> Exercise inputs:
= = = = = = =
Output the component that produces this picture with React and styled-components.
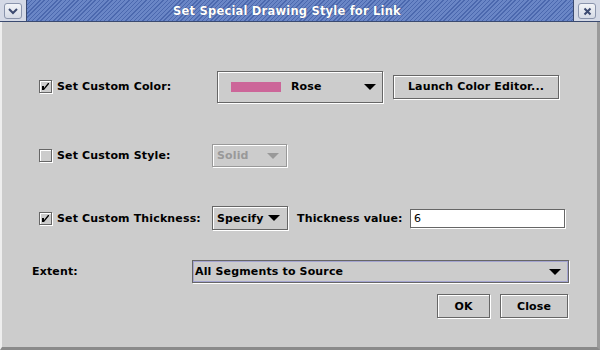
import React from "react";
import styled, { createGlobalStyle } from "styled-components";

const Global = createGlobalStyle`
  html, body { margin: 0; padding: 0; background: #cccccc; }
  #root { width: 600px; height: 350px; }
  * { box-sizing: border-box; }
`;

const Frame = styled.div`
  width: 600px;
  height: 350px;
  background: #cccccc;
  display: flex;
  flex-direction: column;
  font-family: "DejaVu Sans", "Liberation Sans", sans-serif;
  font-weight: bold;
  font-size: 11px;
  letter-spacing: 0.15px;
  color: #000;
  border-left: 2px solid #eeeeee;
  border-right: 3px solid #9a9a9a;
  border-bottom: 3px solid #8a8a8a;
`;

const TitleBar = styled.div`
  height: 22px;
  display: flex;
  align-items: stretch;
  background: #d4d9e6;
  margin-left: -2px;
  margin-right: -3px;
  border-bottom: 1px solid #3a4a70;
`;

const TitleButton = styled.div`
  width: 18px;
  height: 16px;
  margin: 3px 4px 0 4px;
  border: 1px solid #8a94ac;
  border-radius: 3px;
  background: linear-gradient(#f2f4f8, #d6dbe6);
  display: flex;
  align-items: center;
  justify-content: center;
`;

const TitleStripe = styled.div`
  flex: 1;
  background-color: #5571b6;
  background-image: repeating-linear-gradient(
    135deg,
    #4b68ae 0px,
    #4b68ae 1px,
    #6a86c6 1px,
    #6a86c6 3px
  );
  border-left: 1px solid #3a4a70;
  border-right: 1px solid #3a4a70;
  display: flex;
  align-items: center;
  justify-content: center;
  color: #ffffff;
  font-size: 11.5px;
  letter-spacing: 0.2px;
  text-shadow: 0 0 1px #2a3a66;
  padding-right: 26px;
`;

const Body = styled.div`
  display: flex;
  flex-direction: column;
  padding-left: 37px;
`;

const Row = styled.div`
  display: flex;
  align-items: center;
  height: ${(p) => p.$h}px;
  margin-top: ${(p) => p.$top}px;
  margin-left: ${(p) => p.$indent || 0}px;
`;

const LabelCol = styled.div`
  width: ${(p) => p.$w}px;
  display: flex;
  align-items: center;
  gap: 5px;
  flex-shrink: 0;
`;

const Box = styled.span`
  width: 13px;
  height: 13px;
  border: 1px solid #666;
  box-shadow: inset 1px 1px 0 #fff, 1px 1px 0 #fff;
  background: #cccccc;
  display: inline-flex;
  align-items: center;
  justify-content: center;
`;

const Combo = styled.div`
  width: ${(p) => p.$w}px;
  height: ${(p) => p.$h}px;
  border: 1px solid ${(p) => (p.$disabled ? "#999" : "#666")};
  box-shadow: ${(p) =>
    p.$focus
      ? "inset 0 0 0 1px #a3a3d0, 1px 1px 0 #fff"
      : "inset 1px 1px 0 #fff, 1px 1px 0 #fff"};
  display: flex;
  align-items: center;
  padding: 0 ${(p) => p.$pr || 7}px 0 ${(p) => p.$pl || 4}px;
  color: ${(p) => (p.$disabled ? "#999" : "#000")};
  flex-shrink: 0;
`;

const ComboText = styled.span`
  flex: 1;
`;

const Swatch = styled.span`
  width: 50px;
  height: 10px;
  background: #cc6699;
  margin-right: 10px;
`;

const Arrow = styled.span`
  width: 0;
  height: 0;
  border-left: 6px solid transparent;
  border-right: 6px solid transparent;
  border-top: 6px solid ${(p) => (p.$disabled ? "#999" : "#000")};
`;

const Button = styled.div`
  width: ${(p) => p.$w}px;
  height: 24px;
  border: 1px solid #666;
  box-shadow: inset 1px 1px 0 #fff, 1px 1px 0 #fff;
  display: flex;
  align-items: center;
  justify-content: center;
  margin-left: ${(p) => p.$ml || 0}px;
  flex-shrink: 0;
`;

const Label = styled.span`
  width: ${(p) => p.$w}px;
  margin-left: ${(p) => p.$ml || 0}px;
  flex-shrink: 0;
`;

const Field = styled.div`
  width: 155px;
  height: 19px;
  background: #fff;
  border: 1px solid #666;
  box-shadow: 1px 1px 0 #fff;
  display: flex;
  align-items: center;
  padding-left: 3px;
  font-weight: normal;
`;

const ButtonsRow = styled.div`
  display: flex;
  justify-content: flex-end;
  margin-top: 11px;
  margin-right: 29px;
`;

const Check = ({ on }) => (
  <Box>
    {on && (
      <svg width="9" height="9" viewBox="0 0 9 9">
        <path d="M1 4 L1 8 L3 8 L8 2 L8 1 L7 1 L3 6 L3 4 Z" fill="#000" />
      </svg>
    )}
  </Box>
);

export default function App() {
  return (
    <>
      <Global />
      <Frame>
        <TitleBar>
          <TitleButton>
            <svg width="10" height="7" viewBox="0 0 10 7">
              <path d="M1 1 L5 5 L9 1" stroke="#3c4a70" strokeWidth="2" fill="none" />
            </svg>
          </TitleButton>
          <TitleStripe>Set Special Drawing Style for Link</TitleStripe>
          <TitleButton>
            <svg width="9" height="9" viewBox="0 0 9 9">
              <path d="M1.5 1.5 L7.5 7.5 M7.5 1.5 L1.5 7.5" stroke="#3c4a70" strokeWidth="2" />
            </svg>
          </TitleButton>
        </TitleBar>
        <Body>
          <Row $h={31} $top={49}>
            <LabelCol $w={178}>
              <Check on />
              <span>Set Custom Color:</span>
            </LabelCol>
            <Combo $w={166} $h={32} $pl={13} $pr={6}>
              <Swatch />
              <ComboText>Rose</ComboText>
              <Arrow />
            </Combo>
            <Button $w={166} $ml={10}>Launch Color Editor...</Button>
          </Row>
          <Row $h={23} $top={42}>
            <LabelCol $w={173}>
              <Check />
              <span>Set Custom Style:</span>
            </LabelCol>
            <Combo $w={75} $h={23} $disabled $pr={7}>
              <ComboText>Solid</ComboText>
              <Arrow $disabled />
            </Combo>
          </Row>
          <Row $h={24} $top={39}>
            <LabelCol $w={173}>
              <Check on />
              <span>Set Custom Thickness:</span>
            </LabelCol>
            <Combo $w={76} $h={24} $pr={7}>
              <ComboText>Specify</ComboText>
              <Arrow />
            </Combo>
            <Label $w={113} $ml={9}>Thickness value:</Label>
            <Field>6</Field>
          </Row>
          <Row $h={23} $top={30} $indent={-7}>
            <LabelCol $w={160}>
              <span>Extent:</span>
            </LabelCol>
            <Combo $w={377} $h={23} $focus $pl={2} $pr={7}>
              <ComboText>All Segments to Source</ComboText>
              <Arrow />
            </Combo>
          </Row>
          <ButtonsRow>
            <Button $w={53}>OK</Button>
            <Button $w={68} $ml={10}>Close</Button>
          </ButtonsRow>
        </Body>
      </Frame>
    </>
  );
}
= = = = = = =
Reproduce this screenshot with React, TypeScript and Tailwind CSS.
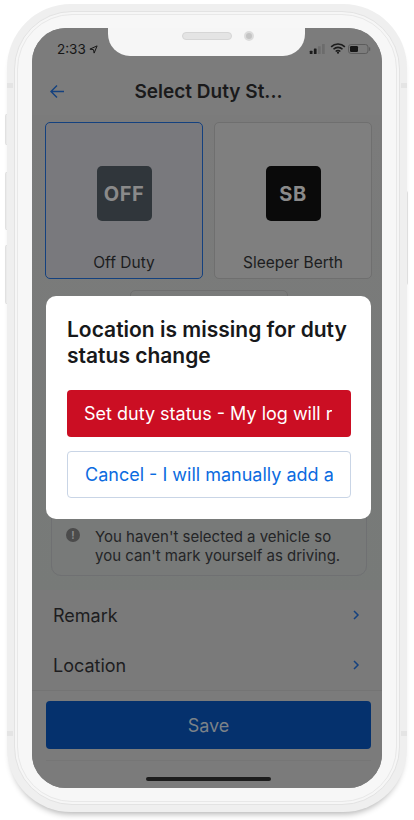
= = = = = = =
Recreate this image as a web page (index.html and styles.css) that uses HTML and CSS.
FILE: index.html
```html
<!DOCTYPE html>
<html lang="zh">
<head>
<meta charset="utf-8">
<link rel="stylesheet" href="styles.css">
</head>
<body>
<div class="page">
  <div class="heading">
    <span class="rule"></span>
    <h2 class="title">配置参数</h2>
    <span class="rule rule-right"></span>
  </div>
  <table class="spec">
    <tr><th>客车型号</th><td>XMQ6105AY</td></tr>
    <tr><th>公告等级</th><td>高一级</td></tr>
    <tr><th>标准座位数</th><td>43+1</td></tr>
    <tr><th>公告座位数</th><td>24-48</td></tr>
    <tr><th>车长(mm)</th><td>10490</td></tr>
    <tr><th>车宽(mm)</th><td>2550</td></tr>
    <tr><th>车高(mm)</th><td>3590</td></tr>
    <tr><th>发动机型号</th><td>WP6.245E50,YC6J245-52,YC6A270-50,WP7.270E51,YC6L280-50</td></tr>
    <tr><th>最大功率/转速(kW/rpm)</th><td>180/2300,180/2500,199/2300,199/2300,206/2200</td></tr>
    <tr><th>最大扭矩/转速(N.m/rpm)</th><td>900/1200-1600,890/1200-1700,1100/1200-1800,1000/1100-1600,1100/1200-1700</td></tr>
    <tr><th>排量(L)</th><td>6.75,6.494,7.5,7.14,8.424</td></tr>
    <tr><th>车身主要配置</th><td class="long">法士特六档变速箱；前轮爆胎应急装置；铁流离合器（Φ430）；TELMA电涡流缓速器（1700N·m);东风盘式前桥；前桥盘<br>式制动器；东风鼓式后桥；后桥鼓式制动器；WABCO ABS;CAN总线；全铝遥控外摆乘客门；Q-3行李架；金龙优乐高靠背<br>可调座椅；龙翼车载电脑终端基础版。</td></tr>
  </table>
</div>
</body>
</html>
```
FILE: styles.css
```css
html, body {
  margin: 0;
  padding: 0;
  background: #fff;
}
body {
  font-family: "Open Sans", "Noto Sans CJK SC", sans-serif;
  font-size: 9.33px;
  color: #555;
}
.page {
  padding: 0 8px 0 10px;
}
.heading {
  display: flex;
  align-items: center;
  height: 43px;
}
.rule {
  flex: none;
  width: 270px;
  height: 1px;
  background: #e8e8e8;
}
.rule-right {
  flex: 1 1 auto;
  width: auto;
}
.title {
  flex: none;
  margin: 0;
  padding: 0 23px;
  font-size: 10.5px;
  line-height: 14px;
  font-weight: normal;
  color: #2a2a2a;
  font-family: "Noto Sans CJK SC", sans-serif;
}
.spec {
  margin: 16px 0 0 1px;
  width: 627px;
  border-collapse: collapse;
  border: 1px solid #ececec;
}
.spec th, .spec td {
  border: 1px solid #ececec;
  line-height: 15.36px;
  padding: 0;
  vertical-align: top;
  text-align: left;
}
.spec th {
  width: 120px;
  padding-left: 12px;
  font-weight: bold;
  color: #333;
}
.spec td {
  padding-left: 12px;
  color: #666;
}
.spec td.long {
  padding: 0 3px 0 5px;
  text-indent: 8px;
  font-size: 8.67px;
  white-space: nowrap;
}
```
= = = = = = =
> What to do: Calculate how many lines of the material include the string "page", and state that number by itself.

> Solution: 3